Global Guidance Module. In order to obtain richer global semantics and alleviate information dilution in the decoder, a Global Guidance Module (GGM) is applied on high-level features (i.e. $f_{3},f_{4}$ , and $f_{5}$ )(see Fig. 3). Its key component, global perception module (GPM), takes the progressively integrated feature as input, followed by four parallel dilated convolution operations [62] (kernel size = 3, dilation rates = 1/6/12/18 ) and one 1 $\times$ 1 traditional convolution operation, to obtain rich global semantics. Benefiting from the dilated convolution [62], the GPM captures affluent multi-scale contextual information without sacrificing image resolution [8, 9]. Here, we define the process of GPM as $\widetilde{F}=\Phi(F)$ , where $F$ denotes the input feature map and $\widetilde{F}$ means the output feature. In GGM, we take the summation of the feature in current layer and the output features of all high-level GPMs as input to alleviate information dilution. Finally, three output features of GPMs are concatenated and an integrated high-level feature $f_{h}$ is produced, which is computed by:

\begin{matrix}\widetilde{f}_{i}=\Phi(f_{i}+\sum_{m=i+1}^{5}\widetilde{f}_{m}),i=3,4,5,\end{matrix}

(1)

f_{h}=Up(W_{h}*Concat(\widetilde{f}_{3},\widetilde{f}_{4},\widetilde{f}_{5})+b_{h}),

(2)

where * means convolution operation. $W_{h}$ and $b_{h}$ are convolution parameters. $Up(\cdot)$ means the upsampling operation.

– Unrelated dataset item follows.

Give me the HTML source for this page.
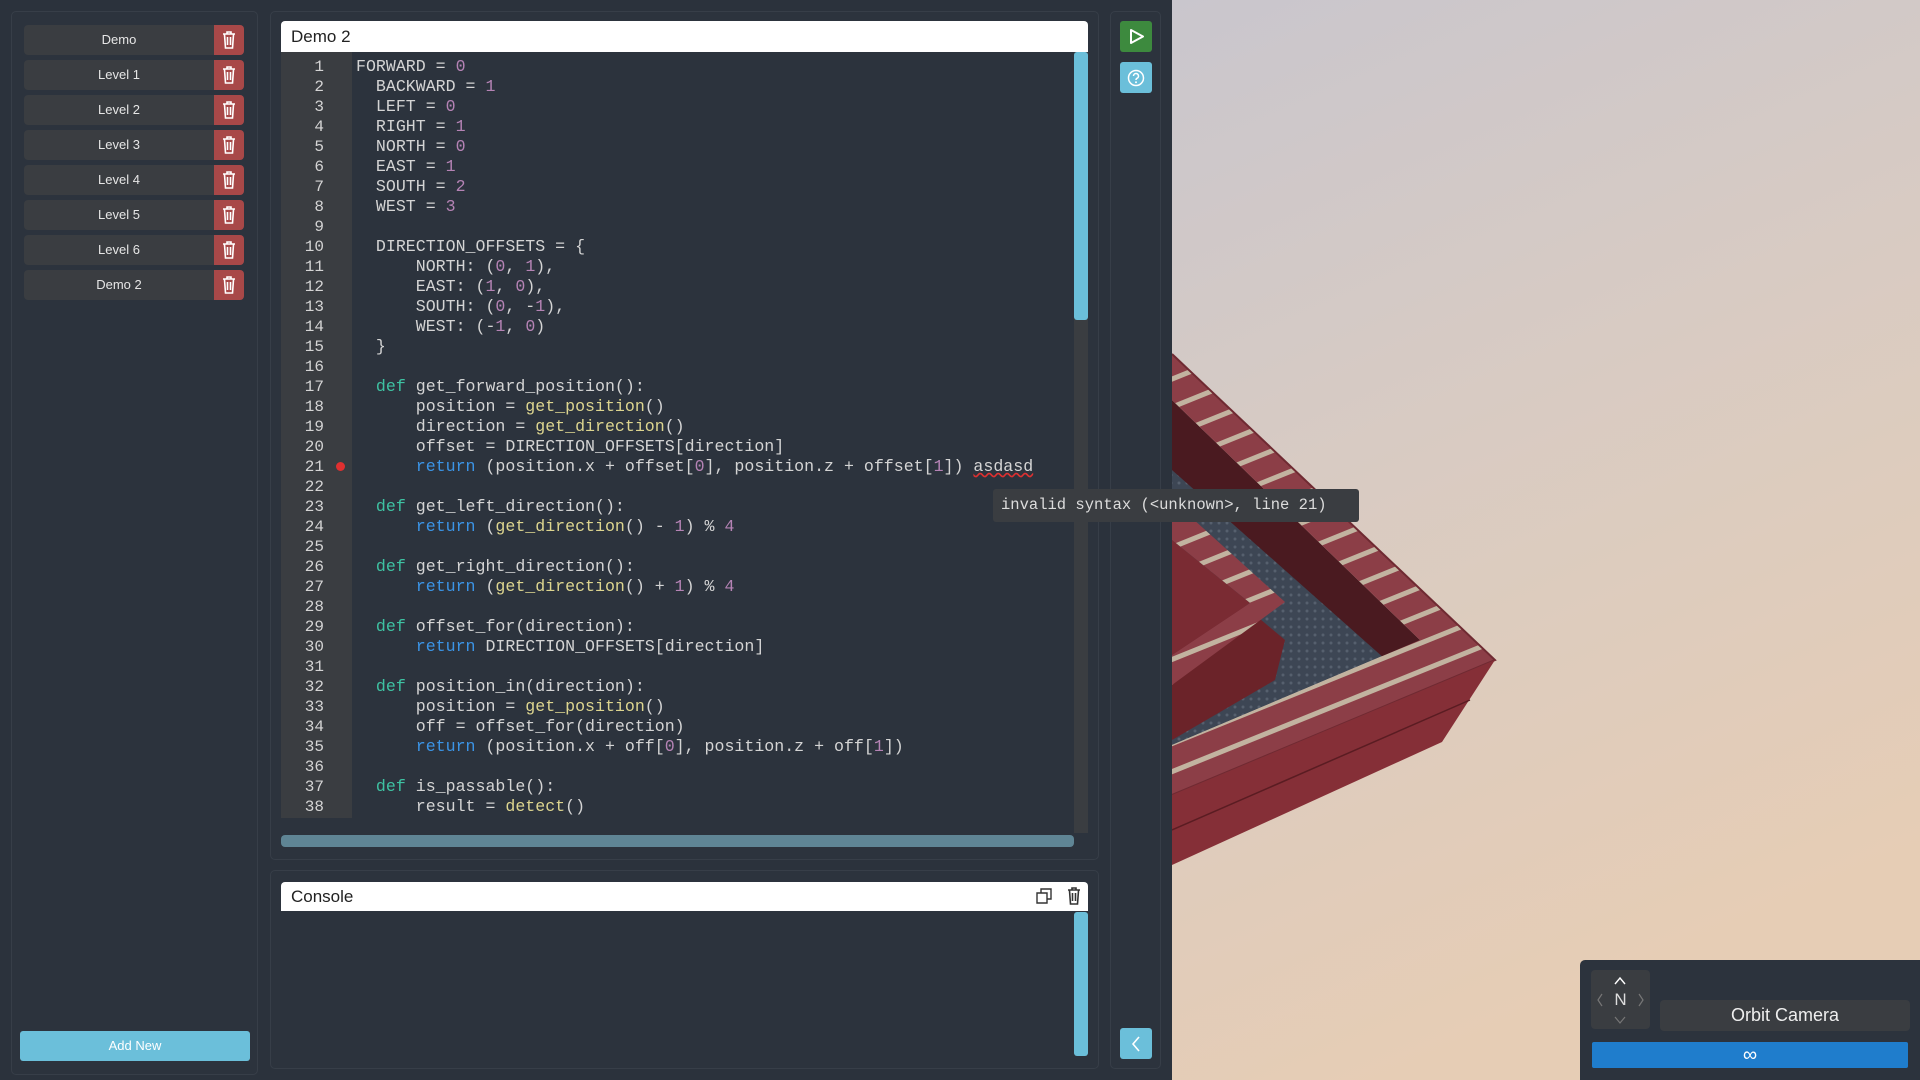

3.3 Collaborative Learning

Edge Collaborator. Existing 3D methods [48, 5, 6, 46, 65] have achieved remarkable performance in locating salient regions, but they still suffer from coarse object boundaries. In our framework, we design an edge collaborator to explicitly extract edge information from the overabundant low-level feature and use this information to give more emphasis to object boundaries.

Specifically, we first formulate this problem by adding edge supervision on the top of integrated low-level feature $f_{l}$ . The used edge ground truths (GT) (shown in Fig. 1) are derived from saliency GT using canny operator [4]. As shown in Fig. 2, $f_{l}$ is processed by a 1 $\times$ 1 convolution operation and a softmax function to generate the edge map $M_{edge}$ . Then, binary cross entropy loss (denoted as ${loss}_{e}$ ) is adopted to calculate the difference between $M_{edge}$ and edge GT. As the edge maps $M_{edge}$ in Fig. 2 and Fig. LABEL:fig:tri-att show, edge detection constraint is beneficial for predicting accurate boundaries of salient objects. Additionally, we also transfer the learned edge knowledge before the softmax function (denoted as $Att_{edge}$ ) to the knowledge collector (KC), where the edge information is further utilized to emphasize object boundaries. The reason why we use $Att_{edge}$ rather than $M_{edge}$ is to alleviate the negative influence brought by accuracy decrement of $M_{edge}$ .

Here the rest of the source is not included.